• [INFORMATION SHOWN]
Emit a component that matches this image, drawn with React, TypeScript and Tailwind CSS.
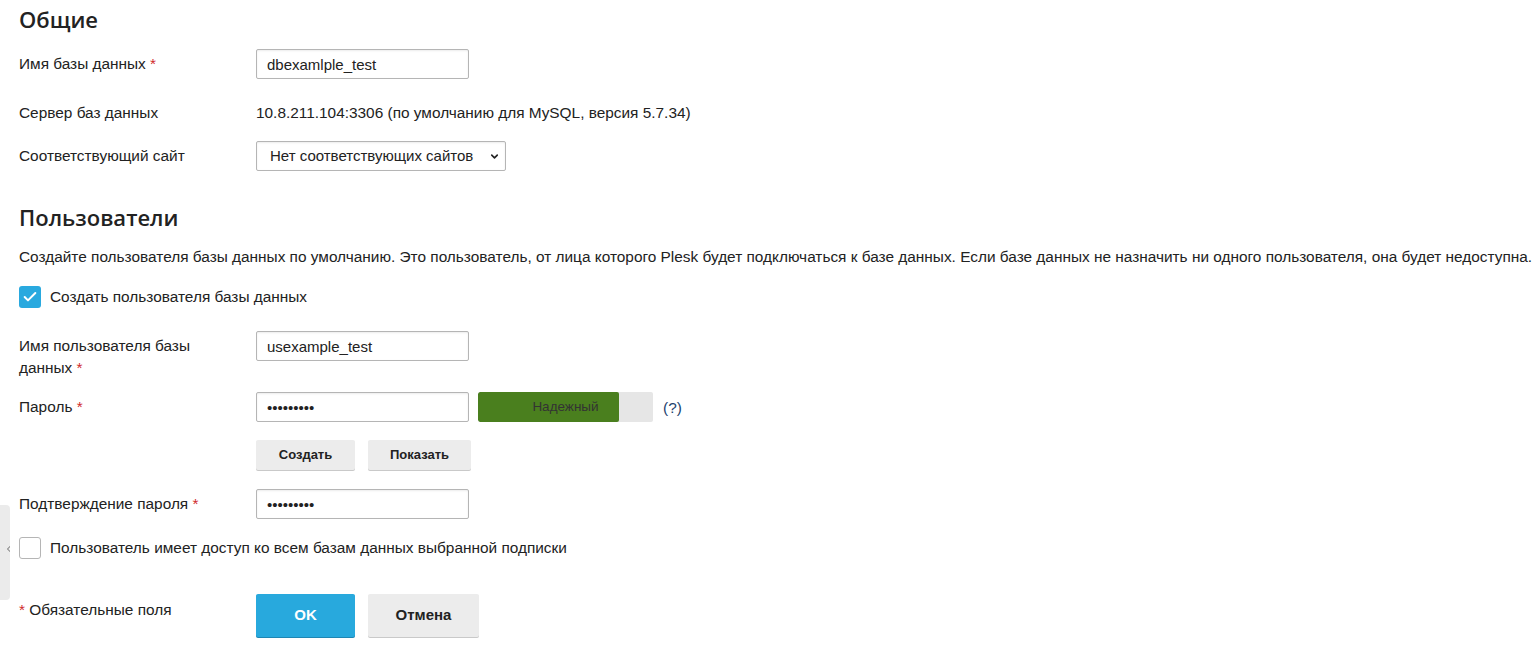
import { Check, ChevronDown, ChevronLeft } from 'lucide-react';

const font = { fontFamily: '"Liberation Sans", Arial, sans-serif' };

function Req() {
  return <span className="text-[#d02b2b]">{'\u00a0*'}</span>;
}

function Label({ children }: { children: React.ReactNode }) {
  return <div className="w-[237px] shrink-0 pt-[4px] pr-4 leading-[22px]">{children}</div>;
}

function TextInput({ value, type = 'text' }: { value: string; type?: string }) {
  return (
    <input
      readOnly
      type={type}
      value={value}
      className="h-[30px] w-[213px] rounded-[2px] border border-[#b5b5b5] bg-white px-[10px] text-[15px] text-[#222] shadow-[inset_0_1px_2px_rgba(0,0,0,0.08)] outline-none"
    />
  );
}

function Heading({ children, className }: { children: React.ReactNode; className: string }) {
  return (
    <h2
      className={`text-[22px] font-semibold leading-[24px] text-[#222] ${className}`}
      style={{ fontFamily: '"Open Sans", sans-serif' }}
    >
      {children}
    </h2>
  );
}

function GrayButton({ children, w, h }: { children: React.ReactNode; w: string; h: string }) {
  return (
    <button
      className={`${w} ${h} rounded-[2px] bg-[#ececec] text-[13px] font-bold text-[#222] shadow-[0_1px_0_#c9c9c9]`}
    >
      {children}
    </button>
  );
}

export default function App() {
  return (
    <div className="relative min-h-screen bg-white pl-[19px] text-[15.4px] text-[#222]" style={font}>
      <div className="absolute left-0 top-[505px] flex h-[95px] w-[10px] items-center justify-end overflow-hidden rounded-r-[4px] bg-[#ebebeb]">
        <ChevronLeft className="-mr-[5px] -mt-[8px] h-3 w-3 shrink-0 text-[#666]" strokeWidth={2} />
      </div>

      <div className="pt-[7px]">
        <Heading className="">Общие</Heading>

        <div className="mt-[18px] flex">
          <Label>
            Имя базы данных<Req />
          </Label>
          <TextInput value="dbexamlple_test" />
        </div>

        <div className="mt-[19px] flex h-[30px]">
          <Label>Сервер баз данных</Label>
          <div className="pt-[4px] leading-[22px]">
            10.8.211.104:3306 (по умолчанию для MySQL, версия 5.7.34)
          </div>
        </div>

        <div className="mt-[13px] flex">
          <Label>Соответствующий сайт</Label>
          <div className="relative flex h-[30px] w-[250px] items-center rounded-[2px] border border-[#b5b5b5] bg-white pl-[13px] text-[15px] shadow-[inset_0_1px_2px_rgba(0,0,0,0.08)]">
            Нет соответствующих сайтов
            <ChevronDown className="absolute right-[5px] top-[9px] h-[11px] w-[11px] text-[#222]" strokeWidth={3.5} />
          </div>
        </div>

        <Heading className="mt-[34px]">Пользователи</Heading>

        <p className="mt-[18px] whitespace-nowrap leading-[20px]">
          Создайте пользователя базы данных по умолчанию. Это пользователь, от лица которого Plesk будет подключаться к базе данных. Если базе данных не назначить ни одного пользователя, она будет недоступна.
        </p>

        <div className="mt-[19px] flex h-[22px] items-center">
          <span className="flex h-[22px] w-[22px] items-center justify-center rounded-[3px] bg-[#29a9df]">
            <Check className="h-[16px] w-[16px] text-white" strokeWidth={3} />
          </span>
          <span className="ml-[9px]">Создать пользователя базы данных</span>
        </div>

        <div className="mt-[23px] flex">
          <Label>
            Имя пользователя базы данных<Req />
          </Label>
          <TextInput value="usexample_test" />
        </div>

        <div className="mt-[13px] flex">
          <Label>
            Пароль<Req />
          </Label>
          <TextInput type="password" value="123456789" />
          <div className="relative ml-[9px] h-[30px] w-[175px] overflow-hidden rounded-[2px] bg-[#e6e6e6]">
            <div className="h-full w-[141px] rounded-[2px] bg-[#4a7f1e]" />
            <div className="absolute inset-0 flex items-center justify-center text-[13.5px] text-[#333]">
              Надежный
            </div>
          </div>
          <span className="ml-[10px] pt-[5px] leading-[22px] text-[#1d3f6e]">(?)</span>
        </div>

        <div className="mt-[18px] flex gap-[13px] pl-[237px]">
          <GrayButton w="w-[99px]" h="h-[30px]">Создать</GrayButton>
          <GrayButton w="w-[103px]" h="h-[30px]">Показать</GrayButton>
        </div>

        <div className="mt-[19px] flex">
          <Label>
            Подтверждение пароля<Req />
          </Label>
          <TextInput type="password" value="123456789" />
        </div>

        <div className="mt-[18px] flex h-[22px] items-center">
          <span className="h-[22px] w-[22px] rounded-[3px] border border-[#b5b5b5] bg-white" />
          <span className="ml-[9px]">Пользователь имеет доступ ко всем базам данных выбранной подписки</span>
        </div>

        <div className="mt-[35px] flex">
          <div className="w-[237px] shrink-0 pt-[5px] leading-[22px]">
            <span className="text-[#d02b2b]">*</span> Обязательные поля
          </div>
          <button className="h-[43px] w-[99px] rounded-[2px] bg-[#28a9dd] text-[15px] font-bold text-white shadow-[0_1px_0_#1e86b3]">
            OK
          </button>
          <button className="ml-[13px] h-[43px] w-[111px] rounded-[2px] bg-[#ececec] text-[15px] font-bold text-[#222] shadow-[0_1px_0_#c9c9c9]">
            Отмена
          </button>
        </div>
      </div>
    </div>
  );
}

• [SET PROBLEM] Restate the data above word for word. Skip every picture.

• [WRITTEN SOLUTION]
Emit a component that matches this image, drawn with React, TypeScript and Tailwind CSS.
import { Check, ChevronDown, ChevronLeft } from 'lucide-react';

const font = { fontFamily: '"Liberation Sans", Arial, sans-serif' };

function Req() {
  return <span className="text-[#d02b2b]">{'\u00a0*'}</span>;
}

function Label({ children }: { children: React.ReactNode }) {
  return <div className="w-[237px] shrink-0 pt-[4px] pr-4 leading-[22px]">{children}</div>;
}

function TextInput({ value, type = 'text' }: { value: string; type?: string }) {
  return (
    <input
      readOnly
      type={type}
      value={value}
      className="h-[30px] w-[213px] rounded-[2px] border border-[#b5b5b5] bg-white px-[10px] text-[15px] text-[#222] shadow-[inset_0_1px_2px_rgba(0,0,0,0.08)] outline-none"
    />
  );
}

function Heading({ children, className }: { children: React.ReactNode; className: string }) {
  return (
    <h2
      className={`text-[22px] font-semibold leading-[24px] text-[#222] ${className}`}
      style={{ fontFamily: '"Open Sans", sans-serif' }}
    >
      {children}
    </h2>
  );
}

function GrayButton({ children, w, h }: { children: React.ReactNode; w: string; h: string }) {
  return (
    <button
      className={`${w} ${h} rounded-[2px] bg-[#ececec] text-[13px] font-bold text-[#222] shadow-[0_1px_0_#c9c9c9]`}
    >
      {children}
    </button>
  );
}

export default function App() {
  return (
    <div className="relative min-h-screen bg-white pl-[19px] text-[15.4px] text-[#222]" style={font}>
      <div className="absolute left-0 top-[505px] flex h-[95px] w-[10px] items-center justify-end overflow-hidden rounded-r-[4px] bg-[#ebebeb]">
        <ChevronLeft className="-mr-[5px] -mt-[8px] h-3 w-3 shrink-0 text-[#666]" strokeWidth={2} />
      </div>

      <div className="pt-[7px]">
        <Heading className="">Общие</Heading>

        <div className="mt-[18px] flex">
          <Label>
            Имя базы данных<Req />
          </Label>
          <TextInput value="dbexamlple_test" />
        </div>

        <div className="mt-[19px] flex h-[30px]">
          <Label>Сервер баз данных</Label>
          <div className="pt-[4px] leading-[22px]">
            10.8.211.104:3306 (по умолчанию для MySQL, версия 5.7.34)
          </div>
        </div>

        <div className="mt-[13px] flex">
          <Label>Соответствующий сайт</Label>
          <div className="relative flex h-[30px] w-[250px] items-center rounded-[2px] border border-[#b5b5b5] bg-white pl-[13px] text-[15px] shadow-[inset_0_1px_2px_rgba(0,0,0,0.08)]">
            Нет соответствующих сайтов
            <ChevronDown className="absolute right-[5px] top-[9px] h-[11px] w-[11px] text-[#222]" strokeWidth={3.5} />
          </div>
        </div>

        <Heading className="mt-[34px]">Пользователи</Heading>

        <p className="mt-[18px] whitespace-nowrap leading-[20px]">
          Создайте пользователя базы данных по умолчанию. Это пользователь, от лица которого Plesk будет подключаться к базе данных. Если базе данных не назначить ни одного пользователя, она будет недоступна.
        </p>

        <div className="mt-[19px] flex h-[22px] items-center">
          <span className="flex h-[22px] w-[22px] items-center justify-center rounded-[3px] bg-[#29a9df]">
            <Check className="h-[16px] w-[16px] text-white" strokeWidth={3} />
          </span>
          <span className="ml-[9px]">Создать пользователя базы данных</span>
        </div>

        <div className="mt-[23px] flex">
          <Label>
            Имя пользователя базы данных<Req />
          </Label>
          <TextInput value="usexample_test" />
        </div>

        <div className="mt-[13px] flex">
          <Label>
            Пароль<Req />
          </Label>
          <TextInput type="password" value="123456789" />
          <div className="relative ml-[9px] h-[30px] w-[175px] overflow-hidden rounded-[2px] bg-[#e6e6e6]">
            <div className="h-full w-[141px] rounded-[2px] bg-[#4a7f1e]" />
            <div className="absolute inset-0 flex items-center justify-center text-[13.5px] text-[#333]">
              Надежный
            </div>
          </div>
          <span className="ml-[10px] pt-[5px] leading-[22px] text-[#1d3f6e]">(?)</span>
        </div>

        <div className="mt-[18px] flex gap-[13px] pl-[237px]">
          <GrayButton w="w-[99px]" h="h-[30px]">Создать</GrayButton>
          <GrayButton w="w-[103px]" h="h-[30px]">Показать</GrayButton>
        </div>

        <div className="mt-[19px] flex">
          <Label>
            Подтверждение пароля<Req />
          </Label>
          <TextInput type="password" value="123456789" />
        </div>

        <div className="mt-[18px] flex h-[22px] items-center">
          <span className="h-[22px] w-[22px] rounded-[3px] border border-[#b5b5b5] bg-white" />
          <span className="ml-[9px]">Пользователь имеет доступ ко всем базам данных выбранной подписки</span>
        </div>

        <div className="mt-[35px] flex">
          <div className="w-[237px] shrink-0 pt-[5px] leading-[22px]">
            <span className="text-[#d02b2b]">*</span> Обязательные поля
          </div>
          <button className="h-[43px] w-[99px] rounded-[2px] bg-[#28a9dd] text-[15px] font-bold text-white shadow-[0_1px_0_#1e86b3]">
            OK
          </button>
          <button className="ml-[13px] h-[43px] w-[111px] rounded-[2px] bg-[#ececec] text-[15px] font-bold text-[#222] shadow-[0_1px_0_#c9c9c9]">
            Отмена
          </button>
        </div>
      </div>
    </div>
  );
}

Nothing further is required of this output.